SQLAlchemy: relationships defined with 'back_populates' can cause cycles if the related model is imported at module level. Use string names for 'secondary' and 'order_by' arguments. For 'relationship()', pass the class as a string: 'relationship("OtherModel")'.
Frequently asked questions
Why does 'from x import y' fail but 'import x' work in a circular import?
'import x' only adds a reference to the module object in the namespace; it doesn't resolve any names. 'from x import y' tries to get the attribute 'y' from module 'x' immediately. If 'x' hasn't finished executing, 'y' may not exist yet, raising ImportError. Use 'import x' and then 'x.y' when you suspect a cycle.
Can circular imports ever be safe?
Yes, if the cycle is broken by using 'import module' (not 'from') and accessing names only after all modules are fully loaded. But it's fragile. A change in import order or a new import can break it. Safer to restructure or use lazy imports.
How do I find the exact import order that causes the cycle?
Run your script with 'python -v 2>&1 | grep import'. This prints every import as it happens. Look for a repeated pattern like 'import A' then 'import B' then 'import A' again.

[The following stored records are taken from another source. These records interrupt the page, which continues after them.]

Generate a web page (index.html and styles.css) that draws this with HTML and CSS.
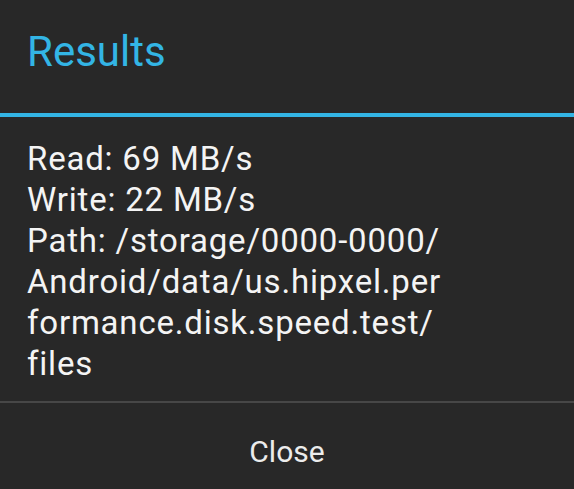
FILE: index.html
```html
<!DOCTYPE html>
<html>
<head>
<meta charset="utf-8">
<link rel="stylesheet" href="styles.css">
</head>
<body>
<div class="dialog">
  <div class="title">Results</div>
  <div class="accent"></div>
  <div class="message">
    <div>Read: 69 MB/s</div>
    <div>Write: 22 MB/s</div>
    <div>Path: /storage/0000-0000/</div>
    <div>Android/data/us.hipxel.per</div>
    <div>formance.disk.speed.test/</div>
    <div>files</div>
  </div>
  <div class="divider"></div>
  <div class="buttons"><span class="btn">Close</span></div>
</div>
</body>
</html>
```

FILE: styles.css
```css
html, body {
  margin: 0;
  padding: 0;
  background: #282828;
}
.dialog {
  width: 574px;
  height: 489px;
  background: #282828;
  font-family: Roboto, "Noto Sans", sans-serif;
  display: flex;
  flex-direction: column;
  overflow: hidden;
}
.title {
  height: 113px;
  box-sizing: border-box;
  padding-left: 27px;
  padding-top: 26px;
  font-size: 42px;
  line-height: 52px;
  color: #33b5e5;
}
.accent {
  height: 4px;
  background: #33b5e5;
}
.message {
  padding: 21px 27px 0 27px;
  height: 284px;
  box-sizing: border-box;
  font-size: 33px;
  letter-spacing: 0.8px;
  line-height: 41px;
  color: #f4f4f4;
  white-space: nowrap;
}
.divider {
  height: 2px;
  background: #474747;
}
.buttons {
  flex: 1;
  display: flex;
  align-items: center;
  justify-content: center;
}
.btn {
  font-size: 30px;
  color: #ececec;
  padding-top: 10px;
}
```
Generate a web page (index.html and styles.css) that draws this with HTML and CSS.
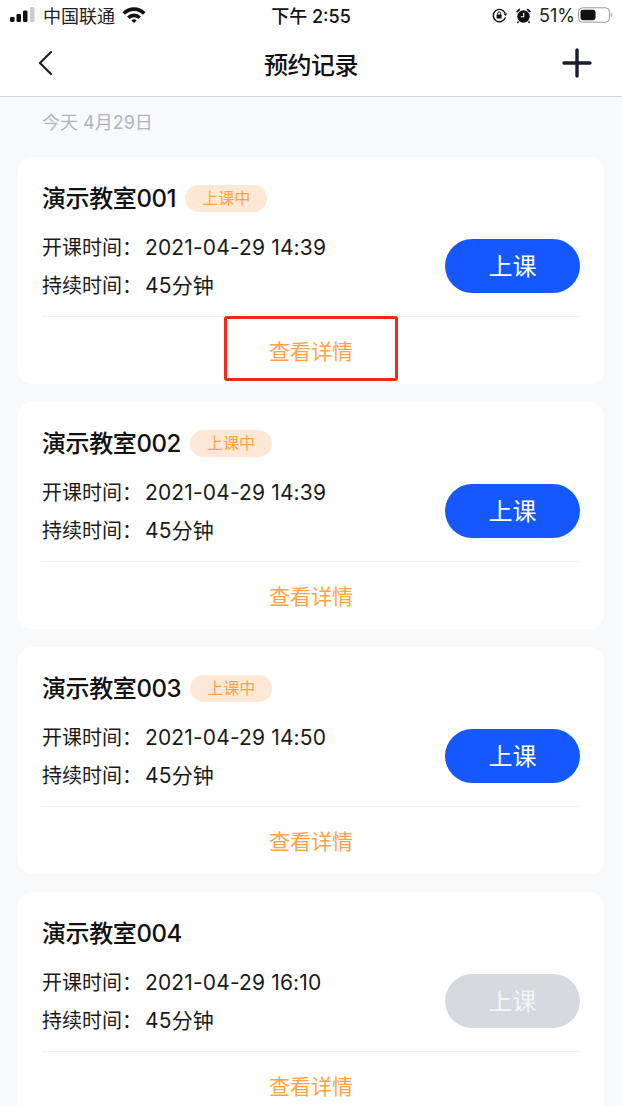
FILE: index.html
```html
<!DOCTYPE html>
<html>
<head>
    <meta charset="utf-8">
    <link rel="stylesheet" href="styles.css">
</head>
<body>
    <div class="header">
        <div class="statusBar">
            <div class="statusLeft">
                <svg class="signal" width="25" height="16" viewBox="0 0 25 16">
                    <rect x="0" y="10" width="4.5" height="5" rx="1.2" fill="#111"/>
                    <rect x="6.5" y="7" width="4.5" height="8" rx="1.2" fill="#111"/>
                    <rect x="13" y="3.5" width="4.5" height="11.5" rx="1.2" fill="#111"/>
                    <rect x="20" y="0" width="4.5" height="15" rx="1.2" fill="#ccc"/>
                </svg>
                <span class="carrier">中国联通</span>
                <svg class="wifi" width="24" height="16" viewBox="0 0 24 16">
                    <path d="M0.5 5.2 A16 16 0 0 1 23.5 5.2 L21 7.8 A12.6 12.6 0 0 0 3 7.8 Z" fill="#111"/>
                    <path d="M5 9.4 A9.8 9.8 0 0 1 19 9.4 L16.4 12 A6.2 6.2 0 0 0 7.6 12 Z" fill="#111"/>
                    <path d="M9.4 13.4 A3.8 3.8 0 0 1 14.6 13.4 L12 16 Z" fill="#111"/>
                </svg>
            </div>
            <div class="statusTime">下午 2:55</div>
            <div class="statusRight">
                <svg width="17" height="17" viewBox="0 0 17 17">
                    <path d="M14.2 6.2 A6.2 6.2 0 1 0 14.4 10.4" fill="none" stroke="#111" stroke-width="1.4"/>
                    <path d="M12.4 6.4 L16.4 6.4 L14.4 9 Z" fill="#111"/>
                    <rect x="5.6" y="7.6" width="5" height="4" rx="0.6" fill="#111"/>
                    <path d="M6.6 7.8 V6.4 A1.5 1.5 0 0 1 9.6 6.4 V7.8" fill="none" stroke="#111" stroke-width="1"/>
                </svg>
                <svg class="alarm" width="17" height="17" viewBox="0 0 17 17">
                    <circle cx="8.5" cy="9.5" r="6.2" fill="#111"/>
                    <path d="M1 4.6 L4.2 1.6 L5.4 2.8 L2.2 5.8 Z M16 4.6 L12.8 1.6 L11.6 2.8 L14.8 5.8 Z" fill="#111"/>
                    <path d="M3.6 14.4 L2.4 16 M13.4 14.4 L14.6 16" stroke="#111" stroke-width="1.4"/>
                    <path d="M8.7 5.8 V9.8 H5.8" fill="none" stroke="#fff" stroke-width="1.1"/>
                </svg>
                <span class="percent">51%</span>
                <svg class="battery" width="35" height="16" viewBox="0 0 35 16">
                    <rect x="0.5" y="0.8" width="31" height="14.4" rx="4" fill="none" stroke="#999"/>
                    <rect x="2.5" y="2.8" width="15" height="10.4" rx="2.4" fill="#111"/>
                    <path d="M33 5.6 A3 3 0 0 1 33 10.4 Z" fill="#aaa"/>
                </svg>
            </div>
        </div>
        <div class="navBar">
            <svg class="navIcon" width="16" height="26" viewBox="0 0 16 26">
                <path d="M14 2 L3 13 L14 24" fill="none" stroke="#1a1d2e" stroke-width="2.2" stroke-linecap="round" stroke-linejoin="round"/>
            </svg>
            <div class="navTitle">预约记录</div>
            <svg class="navIcon" width="32" height="32" viewBox="0 0 32 32">
                <path d="M16 3 V29 M3 16 H29" fill="none" stroke="#1a1d2e" stroke-width="3.4" stroke-linecap="round"/>
            </svg>
        </div>
    </div>

    <div class="dateLabel">今天 4月29日</div>

    <div class="cardList">
        <div class="card">
            <div class="cardMain">
                <div class="cardInfo">
                    <div class="cardTitle"><span>演示教室001</span><span class="tag">上课中</span></div>
                    <div class="infoRow">开课时间：<span class="infoValue">2021-04-29 14:39</span></div>
                    <div class="infoRow">持续时间：<span class="infoValue">45分钟</span></div>
                </div>
                <div class="enterBtn">上课</div>
            </div>
            <div class="cardFoot">查看详情</div>
            <div class="highlightBox"></div>
        </div>
        <div class="card">
            <div class="cardMain">
                <div class="cardInfo">
                    <div class="cardTitle"><span>演示教室002</span><span class="tag">上课中</span></div>
                    <div class="infoRow">开课时间：<span class="infoValue">2021-04-29 14:39</span></div>
                    <div class="infoRow">持续时间：<span class="infoValue">45分钟</span></div>
                </div>
                <div class="enterBtn">上课</div>
            </div>
            <div class="cardFoot">查看详情</div>
        </div>
        <div class="card">
            <div class="cardMain">
                <div class="cardInfo">
                    <div class="cardTitle"><span>演示教室003</span><span class="tag">上课中</span></div>
                    <div class="infoRow">开课时间：<span class="infoValue">2021-04-29 14:50</span></div>
                    <div class="infoRow">持续时间：<span class="infoValue">45分钟</span></div>
                </div>
                <div class="enterBtn">上课</div>
            </div>
            <div class="cardFoot">查看详情</div>
        </div>
        <div class="card">
            <div class="cardMain">
                <div class="cardInfo">
                    <div class="cardTitle"><span>演示教室004</span></div>
                    <div class="infoRow">开课时间：<span class="infoValue">2021-04-29 16:10</span></div>
                    <div class="infoRow">持续时间：<span class="infoValue">45分钟</span></div>
                </div>
                <div class="enterBtn disabled">上课</div>
            </div>
            <div class="cardFoot">查看详情</div>
        </div>
    </div>
</body>
</html>
```

FILE: styles.css
```css
html, body {
    height: 100%;
}

body {
    margin: 0px;
    padding: 0px;
    height: 1106px;
    overflow: hidden;
    background-color: #f8f9fb;
    color: #111;
    font-family: "Inter", "Noto Sans CJK SC", sans-serif;
}

.header {
    height: 96px;
    background-color: #fff;
    border-bottom: 1px solid #d6d6d8;
}

.statusBar {
    height: 30px;
    position: relative;
    display: flex;
    align-items: center;
    justify-content: space-between;
    padding: 0 9px 0 10px;
    font-size: 18px;
}

.statusLeft, .statusRight {
    display: flex;
    align-items: center;
}

.carrier {
    margin-left: 8px;
    color: #222;
}

.wifi {
    margin-left: 7px;
}

.statusTime {
    position: absolute;
    left: 0;
    right: 0;
    text-align: center;
    font-weight: 500;
}

.statusRight svg {
    margin-right: 7px;
}

.statusRight .percent {
    margin-right: 3px;
    color: #222;
}

.statusRight .battery {
    margin-right: 0;
}

.navBar {
    height: 66px;
    display: flex;
    align-items: center;
    justify-content: space-between;
    padding: 0 29px 0 37px;
}

.navTitle {
    font-size: 24px;
    font-weight: 500;
    letter-spacing: -0.5px;
    color: #111;
    margin-left: 8px;
}

.dateLabel {
    padding-left: 42px;
    height: 60px;
    line-height: 52px;
    font-size: 18px;
    color: #b1b4bc;
}

.cardList {
    display: flex;
    flex-direction: column;
    gap: 18px;
    padding: 0 18px;
}

.card {
    position: relative;
    height: 227px;
    flex-shrink: 0;
    box-sizing: border-box;
    padding: 0 24px;
    background-color: #fff;
    border-radius: 14px;
    display: flex;
    flex-direction: column;
}

.cardMain {
    height: 160px;
    flex-shrink: 0;
    box-sizing: border-box;
    display: flex;
    align-items: flex-start;
    justify-content: space-between;
    border-bottom: 1px solid #f0f0f2;
}

.cardTitle {
    display: flex;
    align-items: center;
    height: 28px;
    margin-top: 25px;
    margin-bottom: 19px;
    font-size: 24px;
    font-weight: 500;
    letter-spacing: -0.4px;
    color: #111;
}

.tag {
    margin-left: 9px;
    margin-top: 4px;
    width: 82px;
    height: 27px;
    line-height: 27px;
    border-radius: 14px;
    text-align: center;
    font-size: 16px;
    font-weight: 400;
    letter-spacing: 0;
    color: #ffa345;
    background-color: #ffe9d6;
}

.infoRow {
    height: 38px;
    line-height: 38px;
    font-size: 20px;
    color: #1a1a1a;
}

.infoValue {
    margin-left: 3px;
    font-size: 21px;
    letter-spacing: 0.15px;
}

.enterBtn {
    width: 135px;
    height: 54px;
    margin-top: 82px;
    line-height: 56px;
    border-radius: 27px;
    text-align: center;
    font-size: 24px;
    color: #fff;
    background-color: #1558ff;
}

.enterBtn.disabled {
    background-color: #d6d9de;
    color: #f4f5f6;
}

.cardFoot {
    flex: 1;
    display: flex;
    align-items: center;
    justify-content: center;
    padding-bottom: 2px;
    font-size: 21px;
    color: #ffa345;
}

/* red annotation drawn on the screenshot */
.highlightBox {
    position: absolute;
    left: 206px;
    top: 159px;
    width: 174px;
    height: 65px;
    box-sizing: border-box;
    border: 3px solid #f5261b;
    border-radius: 3px;
}
```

You can also add temporary print statements at the top of each module.
Does '__init__.py' always cause circular imports?
Not always, but it's a common source because __init__.py often re-exports names from submodules. If submodule A imports from submodule B, and B's __init__.py imports from A, you have a cycle. Keep __init__.py minimal: import submodules explicitly, don't re-export unless necessary.